I'm just an IT guy. I handle the SEO and the web development of my company. 

I wanted to know, how can I efficiently predict costs of roofing jobs? I realize you guys need to see how many floors it has, roofing material type, repair costs, time costs, etc... But has anyone developed an algorithm to produce an estimated cost just to get your foot in the door?

My company is really against being the lowest bidder. We pride ourselves on selling our expertise and quality materials. So, I'm looking for a somewhat sophisticated formula that will allow me to direct clients to our website. Where they can enter in certain information about their home that will give them an idea of who we are and how much we cost.

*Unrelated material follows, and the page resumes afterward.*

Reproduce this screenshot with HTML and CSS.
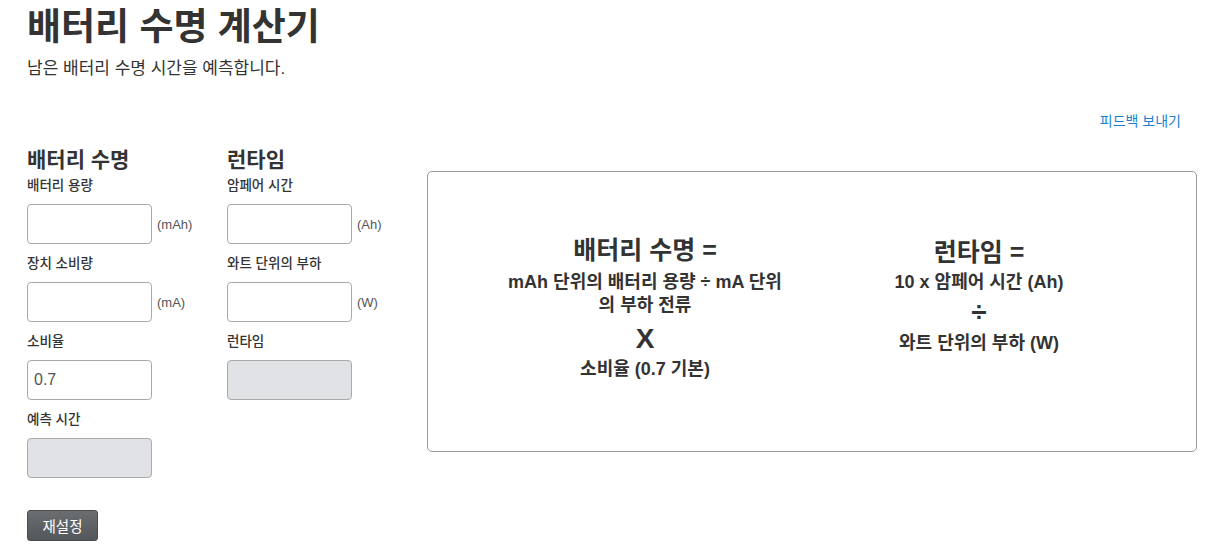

That way, I can produce leads from my website. 

Right now, my website is ranking on Google's first page for really good keywords, but we're not seeing conversions. 

https://legacy-exteriors.com


----------



## sharpadam (Apr 19, 2017)

LegacyExteriorsLLC said:


> I'm just an IT guy. I handle the SEO and the web development of my company.
> 
> I wanted to know, how can I efficiently predict costs of roofing jobs? I realize you guys need to see how many floors it has, roofing material type, repair costs, time costs, etc... But has anyone developed an algorithm to produce an estimated cost just to get your foot in the door?
> 
> ...


It is a very bad idea to try to devise a formula for calculating the cost of roofing services, its just not possible. There are lots of parameters involved and some of them are very dynamic specially weather and destruction caused due to extreme nature of it. Moreover prices are different during busy season and off season. At the best, being a SEO guy, you can lure visitors to a particular page of a website and ask them to send a request for the quote.


----------